Et les menottes n’empêcheront pas
Mes prières d’être entendues.
***
Qui adit que l’Ouest est venu
Avec de bonnes intentions
En terre sainte arabe ?
***
Qui adit que l’eau peut enivrer
L’homme sage ?
Qui a dit l’animal capable de protéger
La virginité d’une femme ?
Qui menotte un lion deviendra chef,
Même si ce n’était qu’un bâtard.
Je vous prédis que les commerçants
Feront disparaître la civilisation et la dignité.
***
Mon corps est encore ferme
Et ne mollira pas,
Le sang de grands nobles
Coule toujours dans mes veines.
***
L’Irak que nous aimons
Est une couronne de cœurs
Et le titre des plus grands poèmes.
Ô Irakien,
Transmets mon respect aux enfants
Qui ont perdu leur jouet
Sous les décombres de l’occupation.
Transmets mon respect aux femmes
Dont les vêtements ont été déchirés
Par la trahison.
Transmets mon respect au résistant
Qui porte l’habit de la fierté
Et l’esprit du martyre.
Ô Irak,
Transmets mon respect
A chaque pouce de notre terre qui survit.
Pour rappel, après « Zabiba et le Roi », Saddam Hussein a publié « La forteresse imprenable », « Des hommes, une ville ». Un quatrième ouvrage- « Hors de ma vue, démons ! -» venait d’être imprimé lorsque l’invasion de l’Irak s’est produite.
En prison, Saddam Hussein a écrit un cinquième roman dont le manuscrit, d’abord confisqué, aurait été remis à sa famille, ainsi que plusieurs poèmes. Certains, sortis clandestinement de prison par ses avocats, on été publiés dans les médias arabes ou anglo-saxons. Ode à l’Irak est paru dans la presse américaine début février 2006 (nous dit Gilles Munier.
Concernant Zabiba et le Roi, l’ouvrage a mis en scène au théâtre à Baghdad fin 2002, a été parodié en 2012 au cinéma par Sacha Baron Cohen dans son dernier film le «Dictateur ». Un film qui a été une source d’exhumation du substrat sioniste vis-à-vis des arabes et qui s’est efforcé d’amplifié un message aux ’antipodee de celui véhiculé par l’ouvrage. « Le dictateur » raconte « les aventures héroïques d’un dictateur qui a risqué sa vie pour s’assurer que la démocratie n’arrivera jamais dans un pays si amoureusement opprimé », c’est-à-dire l’inverse du message véhiculé par l’ouvrage.
Dans sa critique du film « The Dictator » le philosophe Gilad Atzmon a si bien mis les barres sur les « T » de Baron Cohen. « Quand Baron Cohen ridiculise les dictateurs arabes qui cherchent obsessionnellement des armes de destruction massives et des armes nucléaires, il devrait garder à l’esprit que c’est en fait son état juif adoré qui a, depuis 1950, poussé la région entière à la course au nucléaire.

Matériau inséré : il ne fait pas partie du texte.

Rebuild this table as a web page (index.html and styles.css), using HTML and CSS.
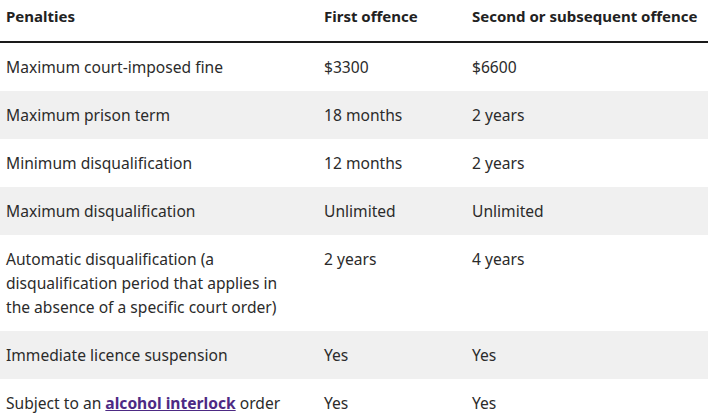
FILE: index.html
```html
<!DOCTYPE html>
<html lang="en">
<head>
<meta charset="utf-8">
<link rel="stylesheet" href="styles.css">
</head>
<body>
<table class="penalties">
  <colgroup>
    <col class="c1"><col class="c2"><col class="c3">
  </colgroup>
  <thead>
    <tr><th>Penalties</th><th>First offence</th><th>Second or subsequent offence</th></tr>
  </thead>
  <tbody>
    <tr><td>Maximum court-imposed fine</td><td>$3300</td><td>$6600</td></tr>
    <tr><td>Maximum prison term</td><td>18 months</td><td>2 years</td></tr>
    <tr><td>Minimum disqualification</td><td>12 months</td><td>2 years</td></tr>
    <tr><td>Maximum disqualification</td><td>Unlimited</td><td>Unlimited</td></tr>
    <tr><td>Automatic disqualification (a disqualification period that applies in the absence of a specific court order)</td><td>2 years</td><td>4 years</td></tr>
    <tr><td>Immediate licence suspension</td><td>Yes</td><td>Yes</td></tr>
    <tr><td>Subject to an <a class="link" href="#">alcohol interlock</a> order</td><td>Yes</td><td>Yes</td></tr>
  </tbody>
</table>
</body>
</html>
```
FILE: styles.css
```css
html, body {
  margin: 0;
  padding: 0;
  background: #fff;
}
body {
  font-family: "Noto Sans", "Liberation Sans", sans-serif;
  font-size: 15.6px;
  color: #2b2b2b;
  overflow: hidden;
}
.penalties {
  border-collapse: collapse;
  table-layout: fixed;
  width: 708px;
}
.c1 { width: 318px; }
.c2 { width: 148px; }
.c3 { width: 242px; }
.penalties th {
  text-align: left;
  font-size: 15px;
  font-weight: 700;
  line-height: 24px;
  padding: 4px 6px 13px;
  border-bottom: 2px solid #1a1a1a;
  color: #222;
  white-space: nowrap;
}
.penalties td {
  vertical-align: top;
  line-height: 24px;
  padding: 12px 6px;
}
.penalties td:first-child {
  padding-right: 26px;
}
.penalties tbody tr:nth-child(even) td {
  background: #f0f0f0;
}
.link {
  color: #4d2a84;
  font-weight: 700;
  text-decoration: underline;
}
```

Que ce sont ses frères et sœurs israéliens qui expriment très souvent leur enthousiasme mortel pour détruire l’Irak et d’autres entités régionales. Quand Baron se moque des dirigeants arabes qui assassinent leurs opposants, tuent des enfants, des femmes et des vieux, une fois encore il projette les symptômes israéliens car c’est en fait l’état juif qui s’engage trop souvent dans des assassinats de masses systématique et des crimes de guerre d’une échelle colossale. Quelqu’un devrait lui rappeler que les photos de phosphore blanc versé sur les abris de l’ONU ont été prises dans la bande de Gaza et non pas dans le Bagdad de Saddam, Homs (Syrie) ou l’imaginaire Wadiva. Quand Cohen présente les leaders arabes comme des violeurs sauvages, il devrait se rappeler que Moshe Katzav qui était jusqu’à peu le Président de l’état juif est maintenant derrière les barreaux après avoir été condamné pour viol. Ce n’est donc pas une coïncidence quand Cohen tente de créer des liens avec son Dictateur Aladeen, celui-ci lui parle dans sa langue maternelle : l’hébreu.
Enfin, un livre à lire comme un conte des « Mille et une nuits », et qui, selon Gilles Munier sera bientôt mis en vente en Algérie. Comme le souhaitait Saddam Hussein, les droits d’auteur de cet ouvrage seront versés au Croissant rouge, au profit des enfants victimes des guerres du Golfe.